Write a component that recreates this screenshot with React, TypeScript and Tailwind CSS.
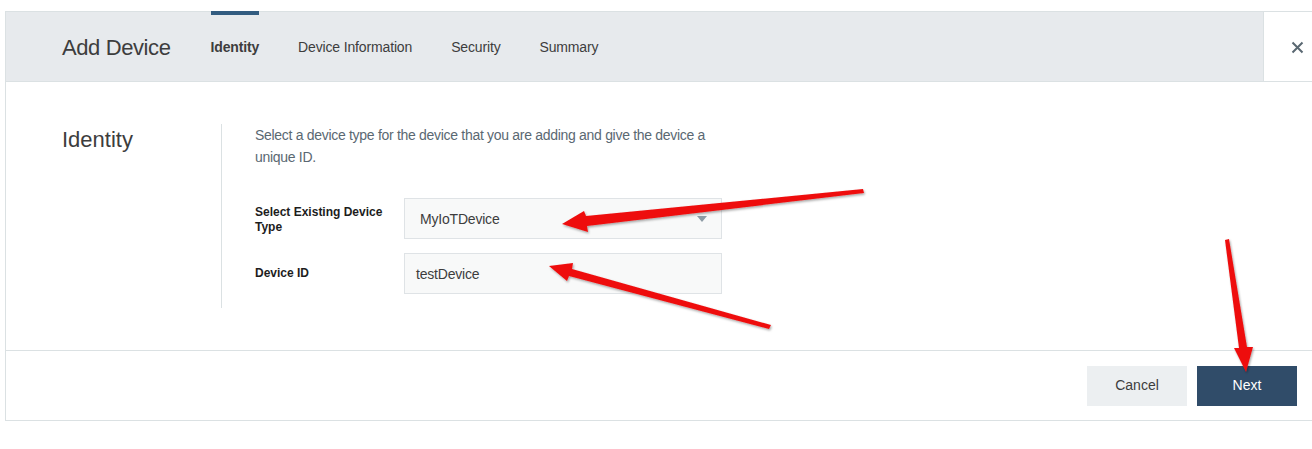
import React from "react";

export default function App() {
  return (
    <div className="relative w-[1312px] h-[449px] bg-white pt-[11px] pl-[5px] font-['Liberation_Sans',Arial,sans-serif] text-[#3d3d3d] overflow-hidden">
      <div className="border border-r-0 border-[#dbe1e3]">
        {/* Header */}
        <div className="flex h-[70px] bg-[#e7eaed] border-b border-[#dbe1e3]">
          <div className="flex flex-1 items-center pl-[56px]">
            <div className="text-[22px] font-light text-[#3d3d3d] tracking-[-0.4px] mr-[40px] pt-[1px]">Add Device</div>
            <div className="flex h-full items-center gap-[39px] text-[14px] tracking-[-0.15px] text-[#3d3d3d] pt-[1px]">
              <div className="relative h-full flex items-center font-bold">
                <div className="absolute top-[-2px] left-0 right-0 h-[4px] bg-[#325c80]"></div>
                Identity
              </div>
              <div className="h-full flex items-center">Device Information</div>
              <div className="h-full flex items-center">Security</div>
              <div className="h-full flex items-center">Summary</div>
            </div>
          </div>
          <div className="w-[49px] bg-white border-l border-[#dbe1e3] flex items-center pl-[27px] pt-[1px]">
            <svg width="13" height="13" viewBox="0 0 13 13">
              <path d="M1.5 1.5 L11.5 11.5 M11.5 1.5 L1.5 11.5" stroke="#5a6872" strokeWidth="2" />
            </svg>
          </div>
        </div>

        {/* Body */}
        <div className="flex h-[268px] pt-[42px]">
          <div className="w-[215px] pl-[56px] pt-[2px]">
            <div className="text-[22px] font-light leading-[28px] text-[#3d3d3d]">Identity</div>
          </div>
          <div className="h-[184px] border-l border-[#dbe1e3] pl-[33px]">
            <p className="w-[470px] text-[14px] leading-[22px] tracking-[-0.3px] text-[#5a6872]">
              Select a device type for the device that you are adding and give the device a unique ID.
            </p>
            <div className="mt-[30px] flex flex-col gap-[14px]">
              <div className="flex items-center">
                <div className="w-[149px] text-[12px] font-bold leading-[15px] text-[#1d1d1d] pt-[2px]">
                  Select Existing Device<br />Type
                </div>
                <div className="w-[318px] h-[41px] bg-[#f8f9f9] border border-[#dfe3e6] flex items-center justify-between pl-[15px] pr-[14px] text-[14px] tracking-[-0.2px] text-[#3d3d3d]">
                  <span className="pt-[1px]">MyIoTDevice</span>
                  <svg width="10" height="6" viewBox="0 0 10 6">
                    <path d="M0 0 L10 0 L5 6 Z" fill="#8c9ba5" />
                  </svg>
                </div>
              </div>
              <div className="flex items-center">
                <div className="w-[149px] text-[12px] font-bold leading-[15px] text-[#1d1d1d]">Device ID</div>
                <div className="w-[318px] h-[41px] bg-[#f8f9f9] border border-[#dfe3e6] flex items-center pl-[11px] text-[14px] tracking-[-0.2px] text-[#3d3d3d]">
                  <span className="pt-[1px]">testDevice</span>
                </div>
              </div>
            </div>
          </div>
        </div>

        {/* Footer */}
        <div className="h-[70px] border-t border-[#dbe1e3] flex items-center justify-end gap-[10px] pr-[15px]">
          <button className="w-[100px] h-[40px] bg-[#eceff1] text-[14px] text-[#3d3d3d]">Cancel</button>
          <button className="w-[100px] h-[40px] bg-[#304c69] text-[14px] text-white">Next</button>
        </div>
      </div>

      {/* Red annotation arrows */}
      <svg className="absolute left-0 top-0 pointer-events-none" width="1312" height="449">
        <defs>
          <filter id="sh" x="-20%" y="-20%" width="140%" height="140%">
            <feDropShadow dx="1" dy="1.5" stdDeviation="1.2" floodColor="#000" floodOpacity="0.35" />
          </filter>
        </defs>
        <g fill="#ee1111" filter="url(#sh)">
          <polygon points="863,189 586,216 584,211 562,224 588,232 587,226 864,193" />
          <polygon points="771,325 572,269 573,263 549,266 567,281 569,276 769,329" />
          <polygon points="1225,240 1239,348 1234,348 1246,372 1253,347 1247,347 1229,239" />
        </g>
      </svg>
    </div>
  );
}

### [Problem requirements]
Repeat only the lines between the start of the data and the line with "import React from", including those two lines, and skip the pictures.

### [The reply]
Write a component that recreates this screenshot with React, TypeScript and Tailwind CSS.
import React from "react";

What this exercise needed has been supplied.